Challenge:
What is to be printed is the span of lines starting at the one containing "Clone this screenshot" and ending at the one containing "import React from 'react';", reproduced exactly with pictures left out.

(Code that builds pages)
* * * *

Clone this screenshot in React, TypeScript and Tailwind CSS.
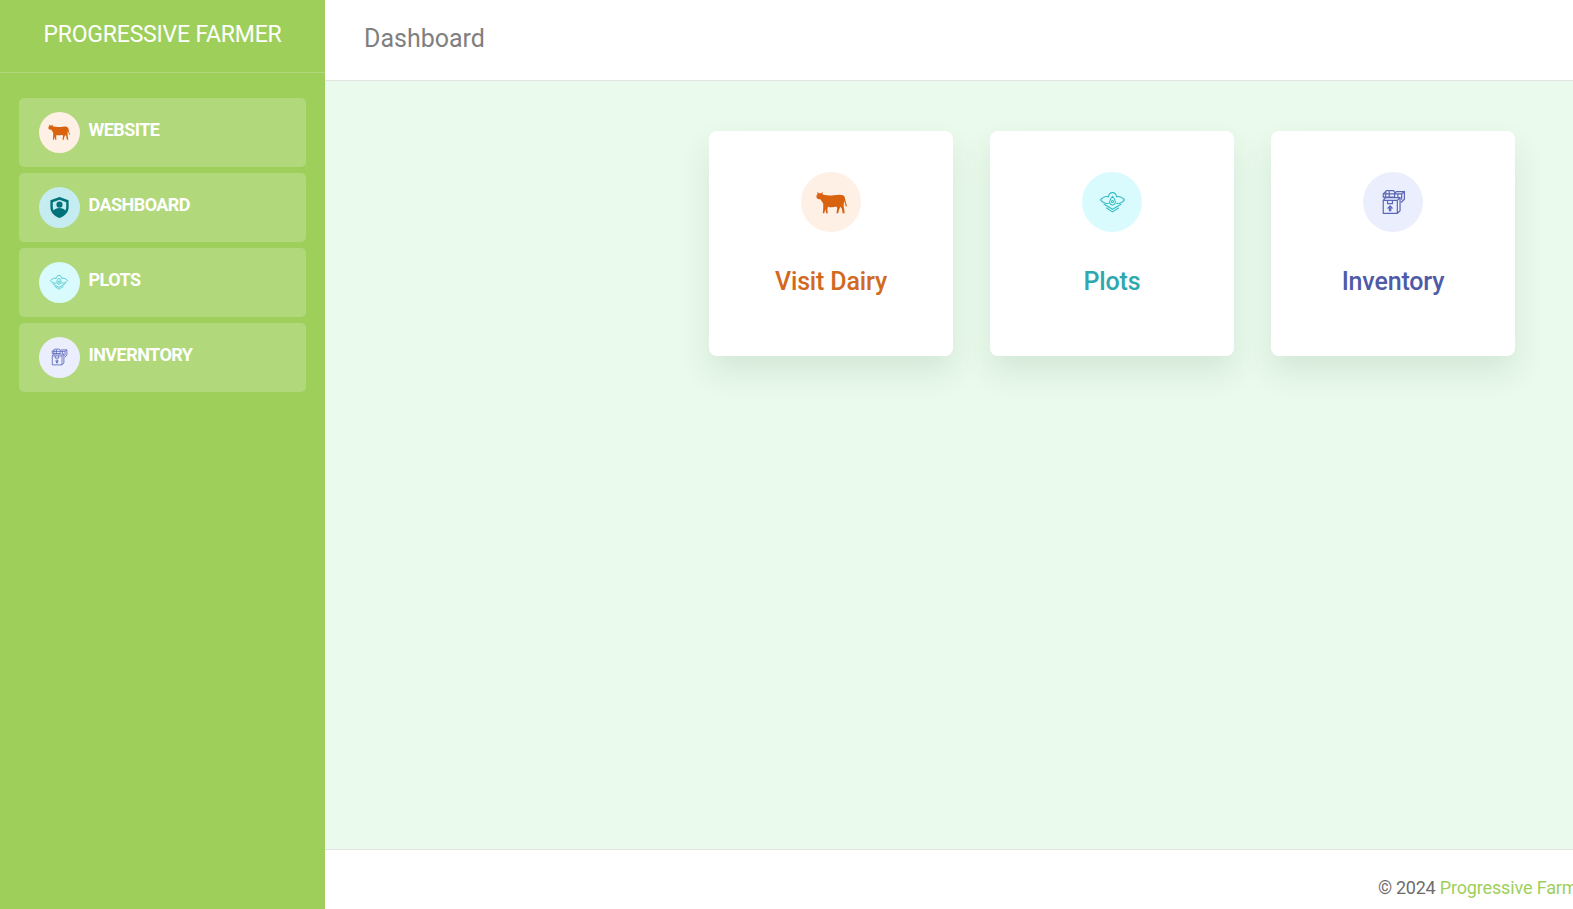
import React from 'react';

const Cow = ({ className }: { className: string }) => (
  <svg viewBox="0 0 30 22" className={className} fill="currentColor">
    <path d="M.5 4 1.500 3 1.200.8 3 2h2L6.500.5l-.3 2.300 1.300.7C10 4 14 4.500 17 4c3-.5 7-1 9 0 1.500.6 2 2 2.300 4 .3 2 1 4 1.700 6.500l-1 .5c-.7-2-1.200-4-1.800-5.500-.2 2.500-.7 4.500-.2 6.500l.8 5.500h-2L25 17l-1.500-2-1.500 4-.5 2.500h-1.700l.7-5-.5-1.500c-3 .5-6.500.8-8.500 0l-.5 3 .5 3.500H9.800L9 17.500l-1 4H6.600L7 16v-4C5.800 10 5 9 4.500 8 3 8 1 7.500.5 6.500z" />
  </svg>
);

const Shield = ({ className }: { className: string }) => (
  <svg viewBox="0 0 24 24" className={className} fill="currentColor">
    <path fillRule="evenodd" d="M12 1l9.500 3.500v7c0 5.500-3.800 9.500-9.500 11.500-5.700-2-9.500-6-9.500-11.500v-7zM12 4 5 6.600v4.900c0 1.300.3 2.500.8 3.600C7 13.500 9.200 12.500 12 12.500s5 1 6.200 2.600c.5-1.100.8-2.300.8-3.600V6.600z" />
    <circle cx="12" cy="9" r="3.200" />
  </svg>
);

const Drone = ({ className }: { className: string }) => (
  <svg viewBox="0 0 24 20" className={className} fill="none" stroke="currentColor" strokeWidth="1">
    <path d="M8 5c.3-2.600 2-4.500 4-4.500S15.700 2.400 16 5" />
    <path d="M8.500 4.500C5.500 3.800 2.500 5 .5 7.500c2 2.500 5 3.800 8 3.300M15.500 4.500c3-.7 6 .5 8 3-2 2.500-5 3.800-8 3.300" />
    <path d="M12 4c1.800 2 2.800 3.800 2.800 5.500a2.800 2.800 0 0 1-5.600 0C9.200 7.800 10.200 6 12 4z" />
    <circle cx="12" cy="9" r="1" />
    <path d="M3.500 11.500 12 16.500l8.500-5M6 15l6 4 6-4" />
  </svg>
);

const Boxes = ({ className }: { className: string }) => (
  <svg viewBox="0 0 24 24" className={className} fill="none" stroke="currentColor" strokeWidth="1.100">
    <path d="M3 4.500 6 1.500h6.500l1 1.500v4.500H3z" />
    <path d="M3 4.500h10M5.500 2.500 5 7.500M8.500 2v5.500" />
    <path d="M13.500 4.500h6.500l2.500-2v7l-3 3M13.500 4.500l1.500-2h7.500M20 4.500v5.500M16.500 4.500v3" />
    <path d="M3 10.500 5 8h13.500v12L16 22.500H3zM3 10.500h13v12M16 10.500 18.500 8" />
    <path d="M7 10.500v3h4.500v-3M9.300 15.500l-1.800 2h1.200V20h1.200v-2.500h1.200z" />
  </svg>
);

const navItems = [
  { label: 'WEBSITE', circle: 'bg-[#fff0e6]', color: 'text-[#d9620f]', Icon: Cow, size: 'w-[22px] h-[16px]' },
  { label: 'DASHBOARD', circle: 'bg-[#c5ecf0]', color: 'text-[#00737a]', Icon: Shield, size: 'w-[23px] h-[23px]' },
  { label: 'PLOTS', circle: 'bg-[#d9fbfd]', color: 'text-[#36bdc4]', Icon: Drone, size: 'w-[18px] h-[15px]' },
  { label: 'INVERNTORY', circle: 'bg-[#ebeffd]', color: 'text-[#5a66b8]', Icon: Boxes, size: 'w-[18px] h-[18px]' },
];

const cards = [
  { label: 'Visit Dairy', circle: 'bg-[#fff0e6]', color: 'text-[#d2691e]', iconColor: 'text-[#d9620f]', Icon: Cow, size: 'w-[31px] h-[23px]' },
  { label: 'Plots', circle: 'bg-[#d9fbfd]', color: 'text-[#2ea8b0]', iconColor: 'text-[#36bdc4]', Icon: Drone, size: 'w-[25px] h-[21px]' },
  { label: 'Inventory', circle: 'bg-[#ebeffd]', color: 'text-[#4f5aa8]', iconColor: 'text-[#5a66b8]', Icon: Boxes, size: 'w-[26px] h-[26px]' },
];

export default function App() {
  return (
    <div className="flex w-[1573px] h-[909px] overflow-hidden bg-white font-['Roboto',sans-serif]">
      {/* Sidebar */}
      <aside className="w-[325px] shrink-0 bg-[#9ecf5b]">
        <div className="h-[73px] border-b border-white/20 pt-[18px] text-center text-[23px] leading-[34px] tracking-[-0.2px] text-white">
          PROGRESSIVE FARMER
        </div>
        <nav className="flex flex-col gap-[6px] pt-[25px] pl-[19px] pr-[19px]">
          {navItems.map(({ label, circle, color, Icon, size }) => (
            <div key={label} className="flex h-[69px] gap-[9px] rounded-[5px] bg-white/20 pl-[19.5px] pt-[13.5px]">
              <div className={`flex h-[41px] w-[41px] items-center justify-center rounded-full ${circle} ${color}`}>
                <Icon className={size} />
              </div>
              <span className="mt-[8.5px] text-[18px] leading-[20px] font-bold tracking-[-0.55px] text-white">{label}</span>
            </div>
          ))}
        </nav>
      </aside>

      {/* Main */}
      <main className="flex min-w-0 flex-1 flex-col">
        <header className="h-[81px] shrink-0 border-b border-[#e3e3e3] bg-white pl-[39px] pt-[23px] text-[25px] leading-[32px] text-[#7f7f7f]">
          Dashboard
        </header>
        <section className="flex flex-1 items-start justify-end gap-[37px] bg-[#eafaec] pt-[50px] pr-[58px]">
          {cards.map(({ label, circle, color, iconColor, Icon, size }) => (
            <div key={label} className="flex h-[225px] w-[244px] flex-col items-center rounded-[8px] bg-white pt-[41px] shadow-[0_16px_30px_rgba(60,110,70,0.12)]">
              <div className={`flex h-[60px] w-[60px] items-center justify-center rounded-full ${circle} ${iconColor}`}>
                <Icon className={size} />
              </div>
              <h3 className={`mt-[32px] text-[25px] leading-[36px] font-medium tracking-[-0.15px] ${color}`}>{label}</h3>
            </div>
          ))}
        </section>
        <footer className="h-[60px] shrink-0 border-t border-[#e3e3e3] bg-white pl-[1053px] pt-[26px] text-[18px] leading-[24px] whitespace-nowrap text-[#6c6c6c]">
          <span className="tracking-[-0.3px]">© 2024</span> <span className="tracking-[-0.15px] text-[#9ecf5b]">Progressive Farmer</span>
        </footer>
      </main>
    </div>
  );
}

* * * *

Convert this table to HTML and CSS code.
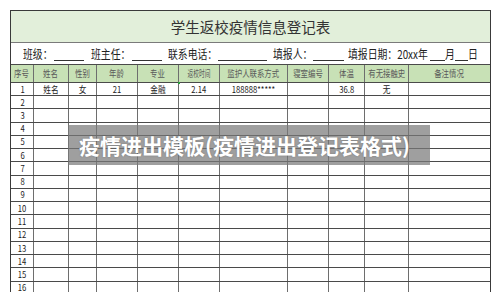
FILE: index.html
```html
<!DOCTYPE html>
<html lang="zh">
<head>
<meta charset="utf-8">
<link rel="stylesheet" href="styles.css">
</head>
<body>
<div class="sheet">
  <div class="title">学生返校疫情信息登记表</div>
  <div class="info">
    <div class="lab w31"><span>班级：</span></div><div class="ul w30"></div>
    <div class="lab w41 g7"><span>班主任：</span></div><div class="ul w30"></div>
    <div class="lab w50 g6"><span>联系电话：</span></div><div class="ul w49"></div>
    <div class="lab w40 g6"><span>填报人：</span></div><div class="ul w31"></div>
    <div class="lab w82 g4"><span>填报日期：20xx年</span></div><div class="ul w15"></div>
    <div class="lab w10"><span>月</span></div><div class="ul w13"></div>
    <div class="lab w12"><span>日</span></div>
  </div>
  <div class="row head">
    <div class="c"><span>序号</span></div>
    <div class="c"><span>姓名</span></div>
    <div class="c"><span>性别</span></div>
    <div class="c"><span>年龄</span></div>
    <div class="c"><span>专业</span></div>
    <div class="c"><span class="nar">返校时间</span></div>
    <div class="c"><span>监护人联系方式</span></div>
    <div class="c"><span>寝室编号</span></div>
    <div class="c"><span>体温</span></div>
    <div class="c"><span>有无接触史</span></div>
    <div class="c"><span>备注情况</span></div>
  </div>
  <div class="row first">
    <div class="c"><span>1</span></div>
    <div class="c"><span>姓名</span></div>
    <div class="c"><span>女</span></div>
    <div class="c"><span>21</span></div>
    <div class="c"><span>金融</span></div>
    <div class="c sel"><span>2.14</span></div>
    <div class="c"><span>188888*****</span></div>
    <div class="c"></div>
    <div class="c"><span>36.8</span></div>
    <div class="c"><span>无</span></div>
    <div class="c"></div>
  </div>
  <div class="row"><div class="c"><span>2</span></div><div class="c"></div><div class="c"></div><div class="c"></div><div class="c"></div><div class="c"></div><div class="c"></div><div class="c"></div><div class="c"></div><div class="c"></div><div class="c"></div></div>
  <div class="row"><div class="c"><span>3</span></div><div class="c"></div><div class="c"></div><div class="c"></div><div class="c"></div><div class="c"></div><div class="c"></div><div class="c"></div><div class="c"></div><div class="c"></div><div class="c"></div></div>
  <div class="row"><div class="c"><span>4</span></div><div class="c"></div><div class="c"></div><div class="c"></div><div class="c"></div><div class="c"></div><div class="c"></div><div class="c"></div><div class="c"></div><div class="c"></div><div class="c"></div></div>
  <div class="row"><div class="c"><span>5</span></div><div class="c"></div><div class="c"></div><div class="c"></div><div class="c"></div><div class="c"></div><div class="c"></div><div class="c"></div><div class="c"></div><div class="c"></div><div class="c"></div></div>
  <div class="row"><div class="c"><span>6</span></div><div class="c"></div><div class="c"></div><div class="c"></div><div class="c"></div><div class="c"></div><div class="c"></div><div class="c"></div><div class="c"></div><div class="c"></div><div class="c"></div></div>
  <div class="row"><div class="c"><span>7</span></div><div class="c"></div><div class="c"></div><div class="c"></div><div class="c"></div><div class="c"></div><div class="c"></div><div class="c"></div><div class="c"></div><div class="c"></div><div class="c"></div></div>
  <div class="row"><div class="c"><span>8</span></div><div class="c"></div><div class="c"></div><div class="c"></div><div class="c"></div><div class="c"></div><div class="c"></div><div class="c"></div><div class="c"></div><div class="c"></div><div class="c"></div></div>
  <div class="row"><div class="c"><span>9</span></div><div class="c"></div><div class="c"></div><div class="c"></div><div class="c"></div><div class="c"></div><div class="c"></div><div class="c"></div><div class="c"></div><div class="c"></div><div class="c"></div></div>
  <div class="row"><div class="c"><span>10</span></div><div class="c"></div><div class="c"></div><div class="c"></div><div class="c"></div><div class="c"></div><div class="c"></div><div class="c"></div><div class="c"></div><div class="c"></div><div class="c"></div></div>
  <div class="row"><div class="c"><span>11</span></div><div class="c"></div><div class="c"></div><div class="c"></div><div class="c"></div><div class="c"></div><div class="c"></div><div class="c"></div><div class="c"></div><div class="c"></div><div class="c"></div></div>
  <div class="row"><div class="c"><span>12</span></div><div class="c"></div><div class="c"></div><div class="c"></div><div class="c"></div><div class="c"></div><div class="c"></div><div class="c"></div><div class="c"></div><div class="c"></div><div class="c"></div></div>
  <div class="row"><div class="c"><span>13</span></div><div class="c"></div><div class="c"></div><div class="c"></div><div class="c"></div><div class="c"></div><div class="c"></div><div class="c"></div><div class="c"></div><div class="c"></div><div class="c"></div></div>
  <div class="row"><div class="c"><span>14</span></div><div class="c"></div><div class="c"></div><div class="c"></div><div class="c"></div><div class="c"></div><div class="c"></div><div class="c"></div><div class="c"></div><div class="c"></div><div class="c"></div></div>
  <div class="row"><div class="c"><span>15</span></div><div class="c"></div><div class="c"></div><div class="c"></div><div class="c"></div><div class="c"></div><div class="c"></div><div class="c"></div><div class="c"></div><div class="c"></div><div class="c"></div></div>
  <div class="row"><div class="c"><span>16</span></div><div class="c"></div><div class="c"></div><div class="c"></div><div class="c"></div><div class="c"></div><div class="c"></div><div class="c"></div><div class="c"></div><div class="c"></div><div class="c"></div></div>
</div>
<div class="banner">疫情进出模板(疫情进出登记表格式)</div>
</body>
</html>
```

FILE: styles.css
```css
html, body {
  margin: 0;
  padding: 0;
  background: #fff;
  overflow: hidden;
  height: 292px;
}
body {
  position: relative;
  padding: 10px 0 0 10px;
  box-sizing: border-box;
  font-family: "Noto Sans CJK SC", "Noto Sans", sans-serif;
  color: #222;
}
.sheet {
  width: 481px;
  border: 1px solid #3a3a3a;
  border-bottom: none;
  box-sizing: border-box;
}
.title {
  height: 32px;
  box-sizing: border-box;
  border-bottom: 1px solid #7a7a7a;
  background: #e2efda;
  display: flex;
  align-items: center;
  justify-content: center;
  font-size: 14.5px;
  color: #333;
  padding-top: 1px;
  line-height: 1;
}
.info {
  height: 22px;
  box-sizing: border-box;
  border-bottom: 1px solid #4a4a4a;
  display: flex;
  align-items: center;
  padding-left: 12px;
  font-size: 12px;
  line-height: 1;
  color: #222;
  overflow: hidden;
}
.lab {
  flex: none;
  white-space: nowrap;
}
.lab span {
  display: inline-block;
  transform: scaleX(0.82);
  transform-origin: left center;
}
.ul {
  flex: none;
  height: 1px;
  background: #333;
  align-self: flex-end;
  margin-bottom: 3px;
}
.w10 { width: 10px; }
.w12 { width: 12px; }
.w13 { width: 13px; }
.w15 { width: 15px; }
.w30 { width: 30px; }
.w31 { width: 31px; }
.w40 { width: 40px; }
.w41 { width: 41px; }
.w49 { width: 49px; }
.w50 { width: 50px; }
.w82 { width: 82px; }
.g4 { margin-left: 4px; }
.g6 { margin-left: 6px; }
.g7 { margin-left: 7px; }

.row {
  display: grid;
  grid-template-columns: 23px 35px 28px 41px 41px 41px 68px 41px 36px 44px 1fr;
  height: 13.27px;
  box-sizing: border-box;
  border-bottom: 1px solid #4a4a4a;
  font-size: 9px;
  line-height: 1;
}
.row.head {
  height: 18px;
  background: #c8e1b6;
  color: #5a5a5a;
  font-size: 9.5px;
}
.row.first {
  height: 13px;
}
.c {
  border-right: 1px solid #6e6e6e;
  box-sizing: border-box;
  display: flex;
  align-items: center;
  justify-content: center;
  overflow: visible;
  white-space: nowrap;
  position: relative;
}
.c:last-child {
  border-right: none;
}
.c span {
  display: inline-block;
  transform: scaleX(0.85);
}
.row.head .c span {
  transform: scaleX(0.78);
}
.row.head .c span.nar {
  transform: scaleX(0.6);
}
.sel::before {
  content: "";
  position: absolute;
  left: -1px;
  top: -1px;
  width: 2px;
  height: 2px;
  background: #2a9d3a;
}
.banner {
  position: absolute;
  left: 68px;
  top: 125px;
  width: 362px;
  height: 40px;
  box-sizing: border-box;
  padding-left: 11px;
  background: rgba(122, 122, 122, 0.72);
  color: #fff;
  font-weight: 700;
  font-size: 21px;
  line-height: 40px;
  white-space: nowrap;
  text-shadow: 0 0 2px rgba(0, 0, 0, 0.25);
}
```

* * * *

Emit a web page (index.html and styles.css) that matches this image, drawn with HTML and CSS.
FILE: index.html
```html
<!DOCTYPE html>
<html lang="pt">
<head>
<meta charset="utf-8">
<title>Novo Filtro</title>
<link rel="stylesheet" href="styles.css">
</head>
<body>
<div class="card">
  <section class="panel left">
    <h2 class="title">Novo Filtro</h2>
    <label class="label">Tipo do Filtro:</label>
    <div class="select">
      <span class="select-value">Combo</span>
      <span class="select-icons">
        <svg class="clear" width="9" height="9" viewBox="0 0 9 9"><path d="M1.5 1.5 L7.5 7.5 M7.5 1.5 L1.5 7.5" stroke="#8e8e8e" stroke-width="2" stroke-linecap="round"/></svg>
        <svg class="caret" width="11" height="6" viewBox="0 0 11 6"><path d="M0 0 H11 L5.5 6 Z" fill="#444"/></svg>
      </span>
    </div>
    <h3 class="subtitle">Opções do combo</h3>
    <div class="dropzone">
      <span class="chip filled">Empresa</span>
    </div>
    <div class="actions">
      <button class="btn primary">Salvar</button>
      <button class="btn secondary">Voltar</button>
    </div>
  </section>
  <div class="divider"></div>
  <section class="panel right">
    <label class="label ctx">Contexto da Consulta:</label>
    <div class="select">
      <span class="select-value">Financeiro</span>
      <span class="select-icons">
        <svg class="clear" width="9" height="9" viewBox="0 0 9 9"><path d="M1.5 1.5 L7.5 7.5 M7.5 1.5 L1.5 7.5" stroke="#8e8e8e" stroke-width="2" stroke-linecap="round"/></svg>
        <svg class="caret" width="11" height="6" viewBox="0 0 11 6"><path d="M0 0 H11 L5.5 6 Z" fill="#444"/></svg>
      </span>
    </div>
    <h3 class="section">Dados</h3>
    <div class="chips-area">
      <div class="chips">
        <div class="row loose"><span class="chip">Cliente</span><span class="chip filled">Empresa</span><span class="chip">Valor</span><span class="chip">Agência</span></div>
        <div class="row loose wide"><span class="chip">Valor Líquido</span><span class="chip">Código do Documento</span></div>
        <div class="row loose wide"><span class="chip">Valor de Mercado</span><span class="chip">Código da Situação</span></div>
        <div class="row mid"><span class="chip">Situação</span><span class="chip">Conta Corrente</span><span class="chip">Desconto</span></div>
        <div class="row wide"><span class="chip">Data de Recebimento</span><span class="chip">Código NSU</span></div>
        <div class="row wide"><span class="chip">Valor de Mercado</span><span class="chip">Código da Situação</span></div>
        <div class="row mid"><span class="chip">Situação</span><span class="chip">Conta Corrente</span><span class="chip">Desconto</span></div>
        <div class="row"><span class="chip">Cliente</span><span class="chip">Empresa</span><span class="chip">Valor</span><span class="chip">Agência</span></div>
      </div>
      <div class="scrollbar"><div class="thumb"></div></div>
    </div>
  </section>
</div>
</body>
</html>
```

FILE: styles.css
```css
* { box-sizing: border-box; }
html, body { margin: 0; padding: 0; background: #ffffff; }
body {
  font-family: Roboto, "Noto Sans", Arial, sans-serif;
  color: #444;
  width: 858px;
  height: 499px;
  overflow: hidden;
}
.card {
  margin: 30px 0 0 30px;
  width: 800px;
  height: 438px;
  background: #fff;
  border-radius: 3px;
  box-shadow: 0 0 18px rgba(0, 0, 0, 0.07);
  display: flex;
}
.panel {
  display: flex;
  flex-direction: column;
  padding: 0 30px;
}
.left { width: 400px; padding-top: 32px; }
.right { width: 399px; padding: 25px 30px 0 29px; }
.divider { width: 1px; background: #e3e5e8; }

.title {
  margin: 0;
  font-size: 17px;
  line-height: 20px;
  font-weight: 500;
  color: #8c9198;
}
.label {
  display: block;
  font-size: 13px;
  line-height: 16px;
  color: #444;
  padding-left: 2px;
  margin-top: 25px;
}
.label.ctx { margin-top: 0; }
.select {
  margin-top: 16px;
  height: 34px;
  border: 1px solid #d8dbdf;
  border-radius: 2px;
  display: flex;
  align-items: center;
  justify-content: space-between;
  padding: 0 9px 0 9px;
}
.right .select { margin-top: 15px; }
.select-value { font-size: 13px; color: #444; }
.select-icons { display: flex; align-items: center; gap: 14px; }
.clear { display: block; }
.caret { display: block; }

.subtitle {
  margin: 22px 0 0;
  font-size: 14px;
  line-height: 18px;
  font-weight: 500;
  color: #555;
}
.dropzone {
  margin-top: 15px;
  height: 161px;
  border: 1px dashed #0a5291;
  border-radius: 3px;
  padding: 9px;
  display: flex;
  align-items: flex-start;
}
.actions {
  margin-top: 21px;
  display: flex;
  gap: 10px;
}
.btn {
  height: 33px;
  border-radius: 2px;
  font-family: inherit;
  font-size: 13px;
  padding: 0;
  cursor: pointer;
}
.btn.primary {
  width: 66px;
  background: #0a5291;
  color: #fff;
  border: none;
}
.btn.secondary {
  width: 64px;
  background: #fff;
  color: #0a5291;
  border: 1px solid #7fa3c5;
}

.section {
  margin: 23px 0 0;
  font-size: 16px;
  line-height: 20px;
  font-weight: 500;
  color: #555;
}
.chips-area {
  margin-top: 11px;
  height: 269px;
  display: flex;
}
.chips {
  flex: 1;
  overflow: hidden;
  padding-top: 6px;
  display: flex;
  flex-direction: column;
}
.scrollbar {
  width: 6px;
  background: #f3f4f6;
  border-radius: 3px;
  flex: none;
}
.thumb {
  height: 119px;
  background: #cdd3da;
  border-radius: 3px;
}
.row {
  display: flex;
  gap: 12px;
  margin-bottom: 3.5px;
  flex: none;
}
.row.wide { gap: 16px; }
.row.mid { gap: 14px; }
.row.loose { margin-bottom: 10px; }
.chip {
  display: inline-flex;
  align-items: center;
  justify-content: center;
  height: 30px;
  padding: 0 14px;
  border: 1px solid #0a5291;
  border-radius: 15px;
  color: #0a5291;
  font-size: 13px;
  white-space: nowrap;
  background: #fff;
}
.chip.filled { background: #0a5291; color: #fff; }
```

* * * *

Response to the task:
Clone this screenshot in React, TypeScript and Tailwind CSS.
import React from 'react';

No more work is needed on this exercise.